The thin line that Paxton treads in his performance that I find so impressive is how he never loses sight of the emotional core of his character as the horror slowly unfurls. Paxton plays Papa Meiks with a fine mix of stately stoicism and lived-in paternal warmth. From frame one, we can feel the unconditional love he has for his sons, which becomes the central throughline for his character, even after he starts burying demons in the rose garden behind their house.
That familial compassion is the first thing you’ll notice about Paxton’s character. After coming home from work in his first scene, Papa Meiks sits down with his sons at their dinner table, asking them questions about their school day. When his oldest, Fenton, admits he’s struggling at math, rather than castigating his son for not working hard enough, Paxton’s character finds a way to relate to him, “Well, I was never any good at math either…Tell you what, we’ll sit down this weekend, and we’ll see if we can’t figure that junk out together, ok?” Paxton’s Papa Meiks is purposefully showing us the level of consideration he has for raising his son with moral integrity, showing Fenton the humility and transparency every great man needs.
Even after he’s possessed by what God has asked of him, Paxton never divorces his character from the person he was prior to his heavenly visions, which keeps him from becoming a cliché of “evil horror dads.” This is accomplished, in part, by Paxton’s thorough commitment to never breaking from the earnestness of his character’s beliefs. In the hands of another actor, Papa Meiks may have been played with a growing blood lust as he becomes consumed by the power he feels as “God’s Hand.” But Paxton intentionally doesn’t relish the fact that he must destroy demons that look like people. There’s little excitement or eagerness in his voice as he tells Fenton and Adam what they must do. Just a mixture of confusion, fear, and an earnest belief that his actions as the hand of God are just.
This is perfectly encapsulated in a small moment after Fenton tries to convince Adam that their father is a murderer. As Fenton sits next to his father in their dining room, Paxton appears emotionless, giving off vibes no child wants to see on their parent’s faces. But as he turns to look at his son, that energy is instantly shattered in the profound sadness reflected in Paxton’s eyes. Almost holding back tears, he says quietly, “I want you to know I’ve never killed anything in my whole life.” As the scene progresses, the audience can tell Papa Meiks harbors a more sinister secret from Fenton. Still, in this moment, he’s simply crushed by the idea that anyone–especially his son–would believe that he is a heinous murderer.
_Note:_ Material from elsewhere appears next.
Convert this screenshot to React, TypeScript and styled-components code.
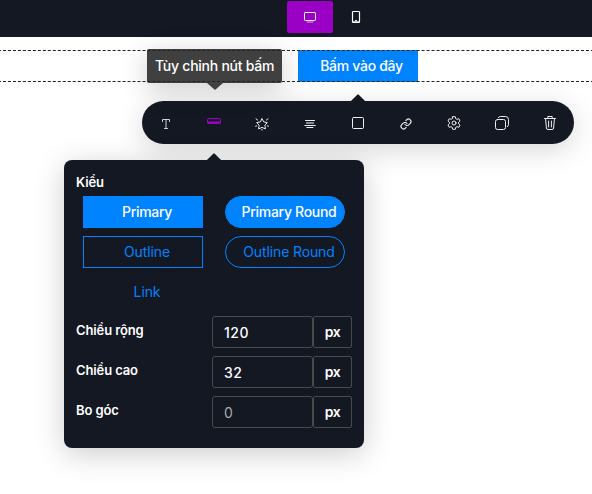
import React from "react";
import styled, { createGlobalStyle, css } from "styled-components";

const NAVY = "#141822";
const BLUE = "#0083ff";
const PURPLE = "#9b00c5";

const GlobalStyle = createGlobalStyle`
  * { box-sizing: border-box; }
  body { margin: 0; background: #fff; overflow: hidden; }
  button, input { font: inherit; margin: 0; }
`;

const Page = styled.div`
  position: relative;
  display: flex;
  flex-direction: column;
  width: 592px;
  height: 494px;
  overflow: hidden;
  font: 400 14px/20px Inter, sans-serif;
  color: #fff;
`;

const TopBar = styled.header`
  display: flex;
  justify-content: center;
  flex: none;
  height: 37px;
  padding-top: 1px;
  background: ${NAVY};
`;

const DeviceButton = styled.button<{ $active?: boolean }>`
  display: flex;
  align-items: center;
  justify-content: center;
  width: 46px;
  height: 32px;
  padding: 0;
  border: 0;
  border-radius: 2px;
  color: #fff;
  background: ${(p) => (p.$active ? PURPLE : "transparent")};
`;

const DeviceGroup = styled.div`
  display: flex;
  margin-left: 74px;
`;

const Block = styled.section`
  position: relative;
  display: flex;
  flex: none;
  height: 32px;
  margin-top: 13px;
  padding-left: 298px;
  &::after {
    content: "";
    position: absolute;
    z-index: 3;
    inset: 0 -2px;
    border: 1px dashed #222;
  }
`;

const CtaButton = styled.button`
  width: 120px;
  height: 32px;
  padding: 0 0 0 7px;
  border: 0;
  color: #fff;
  background: ${BLUE};
  letter-spacing: -0.3px;
  font-weight: 500;
`;

const arrowUp = css<{ $arrow: number }>`
  &::before {
    content: "";
    position: absolute;
    left: ${(p) => p.$arrow}px;
    top: -5px;
    width: 10px;
    height: 10px;
    border-radius: 1px 0 0 0;
    transform: rotate(45deg);
    background: ${NAVY};
  }
`;

const Tooltip = styled.div`
  position: absolute;
  z-index: 2;
  left: 147px;
  top: 49px;
  width: 135px;
  height: 34px;
  padding: 7px 8px;
  border-radius: 2px;
  background: #404040;
  box-shadow: 0 6px 28px rgba(0, 0, 0, 0.2);
  white-space: nowrap;
  letter-spacing: -0.25px;
  font-weight: 500;
  &::after {
    content: "";
    position: absolute;
    left: 59.5px;
    top: 34px;
    border: solid transparent;
    border-width: 7px 8px 0;
    border-top-color: #404040;
  }
`;

const Toolbar = styled.nav<{ $arrow: number }>`
  position: absolute;
  left: 142px;
  top: 101px;
  display: flex;
  width: 432px;
  height: 43px;
  border-radius: 22px;
  background: ${NAVY};
  box-shadow: 0 6px 28px rgba(0, 0, 0, 0.16);
  ${arrowUp}
`;

const Tool = styled.button<{ $active?: boolean }>`
  display: flex;
  align-items: flex-start;
  justify-content: center;
  width: 48px;
  height: 43px;
  padding: 15px 0 0;
  border: 0;
  background: none;
  color: ${(p) => (p.$active ? PURPLE : "#eee")};
`;

const Panel = styled.aside<{ $arrow: number }>`
  position: absolute;
  left: 64px;
  top: 160px;
  width: 300px;
  height: 288px;
  padding: 12px;
  border-radius: 8px;
  background: ${NAVY};
  box-shadow: 0 6px 30px rgba(0, 0, 0, 0.2);
  ${arrowUp}
`;

const Label = styled.div`
  font-size: 13px;
  font-weight: 600;
  letter-spacing: -0.12px;
`;

const Styles = styled.div`
  display: grid;
  grid-template-columns: 120px 120px;
  gap: 8px 22px;
  margin: 4px 0 8px 7px;
`;

const StyleOption = styled.button<{ $kind: "solid" | "outline" | "link"; $round?: boolean }>`
  height: 32px;
  padding: 0 0 0 8px;
  white-space: nowrap;
  font-weight: ${(p) => (p.$kind === "solid" ? 500 : 400)};
  letter-spacing: ${(p) => (p.$kind === "solid" ? "-0.3px" : "-0.12px")};
  color: ${(p) => (p.$kind === "solid" ? "#fff" : BLUE)};
  background: ${(p) => (p.$kind === "solid" ? BLUE : "transparent")};
  border: 1px solid ${(p) => (p.$kind === "link" ? "transparent" : BLUE)};
  border-radius: ${(p) => (p.$round ? "16px" : "0")};
`;

const Field = styled.div`
  display: flex;
  justify-content: space-between;
  height: 32px;
  margin-bottom: 8px;
  ${Label} { margin-top: 4px; }
`;

const InputGroup = styled.div`
  display: flex;
  width: 140px;
`;

const Input = styled.input`
  width: 101px;
  height: 32px;
  padding: 1px 11px 0;
  border: 1px solid #4a4a4a;
  border-radius: 3px;
  background: transparent;
  color: #fff;
  font-weight: 500;
  letter-spacing: 0.5px;
  outline: 0;
  &::placeholder { color: #aaa; opacity: 1; font-weight: 400; }
`;

const Unit = styled.span`
  width: 39px;
  height: 32px;
  padding-top: 5px;
  border: 1px solid #4a4a4a;
  border-radius: 2px;
  text-align: center;
  font-weight: 600;
  letter-spacing: -0.5px;
`;

const Glyph = styled.svg`
  display: block;
  flex: none;
  width: 16px;
  height: 16px;
  overflow: visible;
  fill: none;
  stroke: currentColor;
  stroke-linecap: round;
  stroke-linejoin: round;
`;

const Icon = ({ children }: { children: React.ReactNode }) => (
  <Glyph viewBox="0 0 16 16">{children}</Glyph>
);

const tools: { name: string; active?: boolean; art: React.ReactNode }[] = [
  { name: "text", art: <path d="M4.5 5.5v-2h7v2M8 3.5v9M6.5 12.5h3" strokeOpacity=".85" /> },
  { name: "button", active: true, art: <><rect x="1.5" y="2.5" width="13" height="5" rx="1" /><path d="M2 6.5h12" strokeWidth="2" /></> },
  { name: "effect", art: <><path d="M8 2.8 9.8 5.9l3.5.7-2.4 2.6.5 3.7L8 11.4l-3.4 1.5.5-3.7-2.4-2.6 3.5-.7z" /><path d="m2 2.8 1.6 1.2M14 2.8l-1.6 1.2M1.6 10.2l1.1-.3M14.4 10.2l-1.1-.3M8 13.4v.6" /></> },
  { name: "align", art: <><path d="M3.5 4.5h9M4.8 11.5h6.2M2.8 9.5h10.5" /><path d="M5 7h6" strokeOpacity=".55" strokeWidth="2" strokeLinecap="square" /></> },
  { name: "border", art: <rect x="2.5" y="1.5" width="11" height="11" rx="1" /> },
  { name: "link", art: <g transform="translate(2 2) scale(.5)" strokeWidth="2.2"><path d="M10 13a5 5 0 0 0 7.54.54l3-3a5 5 0 0 0-7.07-7.07l-1.72 1.71" /><path d="M14 11a5 5 0 0 0-7.54-.54l-3 3a5 5 0 0 0 7.07 7.07l1.71-1.71" /></g> },
  { name: "settings", art: <><path d="M6.7.7h2.6l.4 1.9 1.2.7 1.9-.6 1.2 2.2-1.4 1.3v1.6l1.4 1.3-1.2 2.2-1.9-.6-1.2.7-.4 1.9H6.7l-.4-1.9-1.2-.7-1.9.6L2 9.1l1.4-1.3V6.2L2 4.9l1.2-2.2 1.9.6 1.2-.7z" /><circle cx="8" cy="7" r="2" /></> },
  { name: "duplicate", art: <><rect x="1.5" y="3.5" width="10" height="10" rx="2" /><path d="M4.3 1.7Q4.8.5 6.5.5h5q3 0 3 3v5q0 1.6-1.2 2.2" /></> },
  { name: "delete", art: <path d="M2.5 2.5h11M5.8 2.3V.5h4.4v1.8M3.6 2.8l.8 9.2q.1 1.5 1.5 1.5h4.2q1.4 0 1.5-1.5l.8-9.2M6.6 5v6M9.4 5v6" /> },
];

const fields = [
  { label: "Chiều rộng", value: "120" },
  { label: "Chiều cao", value: "32" },
  { label: "Bo góc", value: "" },
];

export default function App() {
  return (
    <>
      <GlobalStyle />
      <Page>
        <TopBar>
          <DeviceGroup>
            <DeviceButton $active aria-label="Desktop">
              <Icon><rect x="2.5" y="3.5" width="11" height="8" rx=".8" /><path d="M5 13h6" strokeOpacity=".65" /></Icon>
            </DeviceButton>
            <DeviceButton aria-label="Mobile">
              <Icon><rect x="4.5" y="2.5" width="7" height="11" rx=".8" strokeWidth="1.2" /><path d="M7.5 11.5h1M5 12.8h6" /></Icon>
            </DeviceButton>
          </DeviceGroup>
        </TopBar>
        <Block><CtaButton>Bấm vào đây</CtaButton></Block>
        <Toolbar $arrow={211}>
          {tools.map((t) => (
            <Tool key={t.name} $active={t.active} aria-label={t.name}><Icon>{t.art}</Icon></Tool>
          ))}
        </Toolbar>
        <Tooltip>Tùy chỉnh nút bấm</Tooltip>
        <Panel $arrow={144.5}>
          <Label>Kiểu</Label>
          <Styles>
            <StyleOption $kind="solid">Primary</StyleOption>
            <StyleOption $kind="solid" $round>Primary Round</StyleOption>
            <StyleOption $kind="outline">Outline</StyleOption>
            <StyleOption $kind="outline" $round>Outline Round</StyleOption>
            <StyleOption $kind="link">Link</StyleOption>
          </Styles>
          {fields.map((f) => (
            <Field key={f.label}>
              <Label>{f.label}</Label>
              <InputGroup>
                <Input defaultValue={f.value} placeholder="0" aria-label={f.label} />
                <Unit>px</Unit>
              </InputGroup>
            </Field>
          ))}
        </Panel>
      </Page>
    </>
  );
}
Even though the audience sees Papa Meiks’ disturbing behavior through Fenton’s eyes, our hearts still bleed for the character. He may have monstrous orders from on high, but Paxton refuses to play him as a monster. There’s no self-awareness or actorly nod to the audience from Paxton that his character is secretly more evil than we could have anticipated. Instead, he plays Papa Meiks unwaveringly straight, allowing the story’s horror to come out of his character’s utter sincerity. It’s as genuinely realistic as it is quietly creepy.
As Christy Lemire wrote in her review for the AP News, “Paxton is at his scariest when he tries not to be scary. When he looks into the eyes of his frightened children and matter-of-factly tells them, “God has willed this, and we must obey God,” it’s far more harrowing than any wild-eyed, homicidal raving because he truly believes he’s doing the right thing.”
Not only is Frailty one of Bill Paxton’s most underrated performances, but it’s also his feature directorial debut. What you may not know about Paxton is that he wanted to direct before he became an actor. After being rejected from two of the top filmmaking programs in California, he produced shoe-string budget shorts with friends before finding work in the art department for B-movie impresario Roger Corman. He eventually directed music videos and a handful of short films, one of which aired on Saturday Night Live in 1980.
Even though Frailty wasn’t a runaway commercial success, critics received his debut feature well, with Roger Ebert calling it “an extraordinary work[…]On the basis of this film, Paxton is a gifted director.” His direction received numerous nominations from various critics circles and film festivals, notably the Saturn Awards, the National Board of Review, and the Chicago Film Critics Association.
He would direct one more film, The Greatest Game Ever Played, before his untimely death in 2017. We’ll never know what Paxton would have created next, but Frailty leaves us with a wonderful sense of the talent and artistry he had within him that went well beyond the power of his acting performances.
Bill Paxton is one of the most celebrated character actors the industry has ever seen. With his directorial and starring turn in Frailty, he showed us how many tricks he had up his sleeve to create a film performance that can warm our hearts and chill us to the bone.